Entries with page source code
---

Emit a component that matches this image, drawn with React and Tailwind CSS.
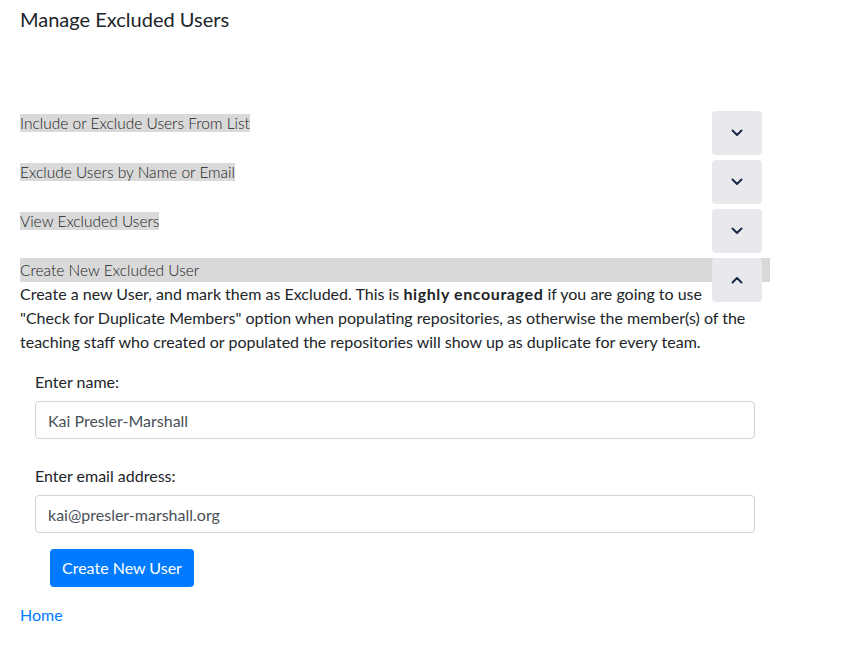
import React from 'react';

const font = { fontFamily: 'Lato, "Noto Sans", sans-serif' };

function Chevron({ up }) {
  return (
    <svg width="12" height="8" viewBox="0 0 12 8" className="mx-auto">
      <path
        d={up ? 'M1.5 6.5 L6 2 L10.5 6.5' : 'M1.5 1.5 L6 6 L10.5 1.5'}
        fill="none"
        stroke="#1c2a48"
        strokeWidth="2"
        strokeLinecap="round"
        strokeLinejoin="round"
      />
    </svg>
  );
}

function ToggleButton({ up }) {
  return (
    <button
      className={
        'float-right mr-2 flex h-[44px] w-[50px] items-center justify-center rounded-[4px] bg-[#e9e9ed] ' +
        (up ? 'mb-0' : 'mb-[5px]')
      }
    >
      <Chevron up={up} />
    </button>
  );
}

function CollapsedSection({ title }) {
  return (
    <div className="flow-root">
      <ToggleButton />
      <span className="bg-[#d9d9d9] text-[15.5px] leading-[24px] font-light text-[#222]">{title}</span>
    </div>
  );
}

export default function App() {
  return (
    <div className="min-h-screen bg-white text-[#212529]" style={font}>
      <div className="w-[750px] ml-5">
        <h1 className="pt-[4px] text-[20px] leading-[30px] font-normal">Manage Excluded Users</h1>

        <div className="mt-[77px]">
          <CollapsedSection title="Include or Exclude Users From List" />
          <CollapsedSection title="Exclude Users by Name or Email" />
          <CollapsedSection title="View Excluded Users" />

          <div>
            <div className="h-[24px] bg-[#d9d9d9] text-[15.5px] leading-[24px] font-light text-[#222]">
              <ToggleButton up />
              Create New Excluded User
            </div>
            <p className="text-[16px] leading-[24px]">
              Create a new User, and mark them as Excluded. This is{' '}
              <b className="tracking-[0.6px]">highly encouraged</b> if you are going to use
              "Check for Duplicate Members" option when populating repositories, as otherwise the member(s) of the
              teaching staff who created or populated the repositories will show up as duplicate for every team.
            </p>

            <form className="mt-4 px-[15px] text-[16px] leading-[24px]">
              <div className="mb-4">
                <label className="mb-[7px] block">Enter name:</label>
                <input
                  readOnly
                  value="Kai Presler-Marshall"
                  className="block h-[38px] w-full rounded-[4px] border border-[#ced4da] px-3 text-[#495057]"
                  style={font}
                />
              </div>
              <div className="pt-[9px] mb-4">
                <label className="mb-[7px] block">Enter email address:</label>
                <input
                  readOnly
                  value="kai@presler-marshall.org"
                  className="block h-[38px] w-full rounded-[4px] border border-[#ced4da] px-3 text-[#495057]"
                  style={font}
                />
              </div>
              <button
                type="button"
                className="ml-[15px] h-[38px] rounded-[4px] bg-[#007bff] px-3 text-white"
              >
                Create New User
              </button>
            </form>

            <a href="#" className="mt-4 block leading-[24px] text-[#007bff]">Home</a>
          </div>
        </div>
      </div>
    </div>
  );
}
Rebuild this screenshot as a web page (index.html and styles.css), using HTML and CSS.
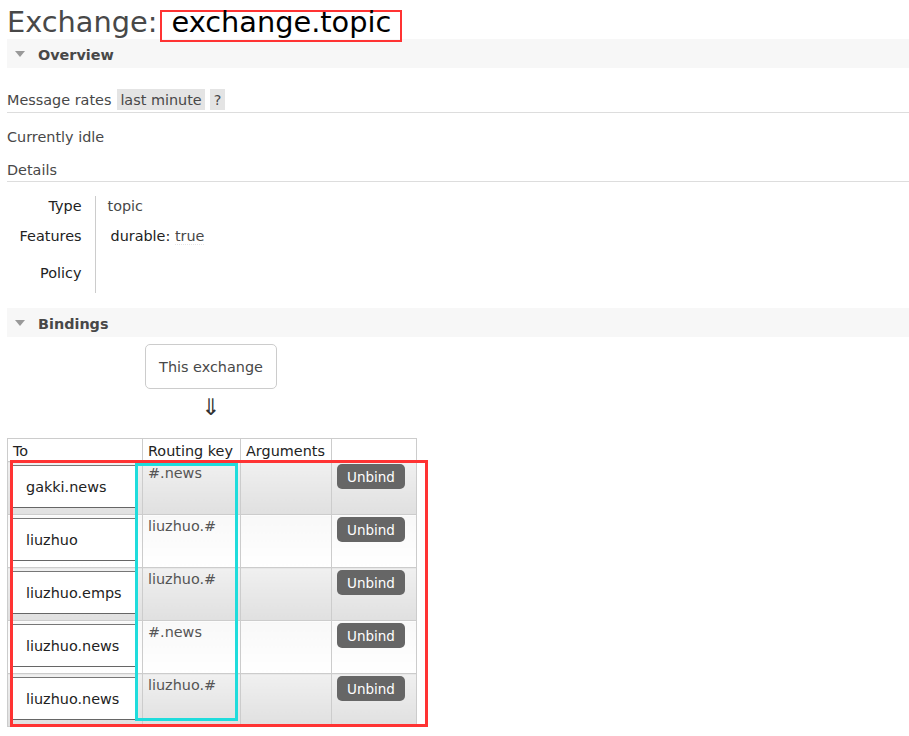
FILE: index.html
```html
<!DOCTYPE html>
<html lang="en">
<head>
<meta charset="utf-8">
<title>Exchange: exchange.topic</title>
<link rel="stylesheet" href="styles.css">
</head>
<body>
<h1 class="title">Exchange:<span class="name">exchange.topic</span></h1>

<div class="section">
  <h2 class="section-head"><span class="tri"></span>Overview</h2>
  <div class="rates"><span>Message rates</span><span class="pill first">last minute</span><span class="pill q">?</span></div>
  <p class="idle">Currently idle</p>
  <h3 class="sub">Details</h3>
  <table class="facts">
    <tr class="r1"><th>Type</th><td>topic</td></tr>
    <tr class="r2"><th>Features</th><td><span class="feat"><span class="fk">durable:</span> <span class="fv">true</span></span></td></tr>
    <tr class="r3"><th>Policy</th><td></td></tr>
  </table>
</div>

<div class="section bindings">
  <h2 class="section-head"><span class="tri"></span>Bindings</h2>
  <div class="this-ex">This exchange</div>
  <div class="arrow">⇓</div>
  <div class="bind-wrap">
    <table class="list">
      <colgroup><col class="c-to"><col class="c-key"><col class="c-args"><col class="c-act"></colgroup>
      <thead>
        <tr><th>To</th><th>Routing key</th><th>Arguments</th><th></th></tr>
      </thead>
      <tbody>
        <tr class="alt1"><td class="to"><span class="qbox">gakki.news</span></td><td class="key">#.news</td><td></td><td><button class="unbind">Unbind</button></td></tr>
        <tr class="alt2"><td class="to"><span class="qbox">liuzhuo</span></td><td class="key">liuzhuo.#</td><td></td><td><button class="unbind">Unbind</button></td></tr>
        <tr class="alt1"><td class="to"><span class="qbox">liuzhuo.emps</span></td><td class="key">liuzhuo.#</td><td></td><td><button class="unbind">Unbind</button></td></tr>
        <tr class="alt2"><td class="to"><span class="qbox">liuzhuo.news</span></td><td class="key">#.news</td><td></td><td><button class="unbind">Unbind</button></td></tr>
        <tr class="alt1"><td class="to"><span class="qbox">liuzhuo.news</span></td><td class="key">liuzhuo.#</td><td></td><td><button class="unbind">Unbind</button></td></tr>
      </tbody>
    </table>
    <div class="mark-red"></div>
    <div class="mark-cyan"></div>
  </div>
</div>
</body>
</html>
```
FILE: styles.css
```css
* { box-sizing: border-box; }
html, body { margin: 0; }
body {
  padding: 0 0 0 7px;
  font-family: "DejaVu Sans", Verdana, sans-serif;
  font-size: 14.4px;
  color: #484848;
  background: #fff;
}

.title {
  margin: 0;
  height: 39px;
  padding-top: 6px;
  font-size: 28.8px;
  font-weight: normal;
  line-height: 32px;
  color: #484848;
  white-space: nowrap;
}
.title .name {
  position: relative;
  z-index: 1;
  display: inline-block;
  margin-left: 3px;
  padding: 0 9px 8px;
  line-height: 20px;
  border: 2px solid #f33;
  color: #000;
}

.section-head {
  margin: 0;
  height: 29px;
  padding: 3px 0 0 8px;
  line-height: 26px;
  background: #f7f7f7;
  font-size: 14.4px;
  font-weight: bold;
  color: #484848;
}
.tri {
  display: inline-block;
  width: 0;
  height: 0;
  border-left: 5.5px solid transparent;
  border-right: 5.5px solid transparent;
  border-top: 6px solid #999;
  vertical-align: 3px;
  margin-right: 13px;
}

.rates {
  margin-top: 21px;
  padding-bottom: 2px;
  border-bottom: 1px solid #ddd;
  line-height: 19px;
}
.pill {
  display: inline-block;
  height: 21px;
  padding: 2px 3px 0;
  background: #e4e4e4;
  margin-left: 5px;
}
.pill.first { margin-left: 6px; }
.pill.q { padding: 2px 4px 0; }

.idle {
  margin: 15px 0 0;
  line-height: 18px;
}
.sub {
  margin: 15px 0 0;
  padding-bottom: 2px;
  border-bottom: 1px solid #ddd;
  font-size: 14.4px;
  font-weight: normal;
  line-height: 18px;
}

.facts {
  border-collapse: collapse;
  margin-top: 14px;
}
.facts th, .facts td {
  vertical-align: top;
  padding: 2px 0 0;
  line-height: 17px;
}
.facts th {
  width: 88px;
  padding-right: 13px;
  text-align: right;
  border-right: 1px solid #ccc;
  font-weight: normal;
  color: #222;
}
.facts td { padding-left: 12px; }
.facts .r1 th, .facts .r1 td { height: 30px; }
.facts .r2 th, .facts .r2 td { height: 37px; }
.facts .r3 th, .facts .r3 td { height: 30px; }
.feat { padding-left: 3px; }
.fk { color: #222; }
.fv { border-bottom: 1px dotted #e4e4e4; }

.bindings { margin-top: 15px; }
.this-ex {
  width: 132px;
  height: 45px;
  margin: 7px 0 0 138px;
  border: 1px solid #ccc;
  border-radius: 5px;
  text-align: center;
  line-height: 44px;
}
.arrow {
  width: 132px;
  margin: 8px 0 0 138px;
  text-align: center;
  font-size: 23px;
  line-height: 21px;
  color: #333;
}

.bind-wrap {
  position: relative;
  width: 409px;
  margin-top: 20px;
}
.list {
  border-collapse: collapse;
  table-layout: fixed;
  width: 409px;
}
.c-to { width: 135px; }
.c-key { width: 98px; }
.c-args { width: 91px; }
.c-act { width: 85px; }
.list th, .list td {
  border: 1px solid #ccc;
  padding: 2px 5px 0;
  vertical-align: top;
  line-height: 17px;
  text-align: left;
  font-weight: normal;
}
.list th {
  height: 23px;
  padding-bottom: 1px;
  vertical-align: bottom;
  color: #222;
  background: #fff;
}
.list td { height: 53px; }
.list tr.alt1 td { background: linear-gradient(#f0f0f0, #e0e0e0); }
.list tr.alt2 td { background: linear-gradient(#f8f8f8, #ffffff); }
.list td.key { color: #555; padding-top: 3px; }
.list td.to { padding: 3px 7px 0 3px; }
.qbox {
  display: block;
  height: 43px;
  padding-left: 15px;
  background: #fff;
  border-top: 1px solid #777;
  border-bottom: 1px solid #666;
  line-height: 42px;
  color: #222;
  white-space: nowrap;
}
.unbind {
  display: block;
  height: 25px;
  padding: 0 10px;
  border: 0;
  border-radius: 5px;
  background: #666;
  color: #fff;
  font-family: "DejaVu Sans", Verdana, sans-serif;
  font-size: 13.5px;
  line-height: 26px;
}

.mark-red {
  position: absolute;
  left: 3px;
  top: 22px;
  width: 418px;
  height: 267px;
  border: 3px solid #f33;
}
.mark-cyan {
  position: absolute;
  left: 128px;
  top: 25px;
  width: 103px;
  height: 258px;
  border: 3px solid #1fdcdc;
}
```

---

-- STATED EXERCISE --
Extract all lines from the data in which "index" is found.

-- ANSWER TO THIS EXERCISE --
Rebuild this screenshot as a web page (index.html and styles.css), using HTML and CSS.
FILE: index.html
  z-index: 1;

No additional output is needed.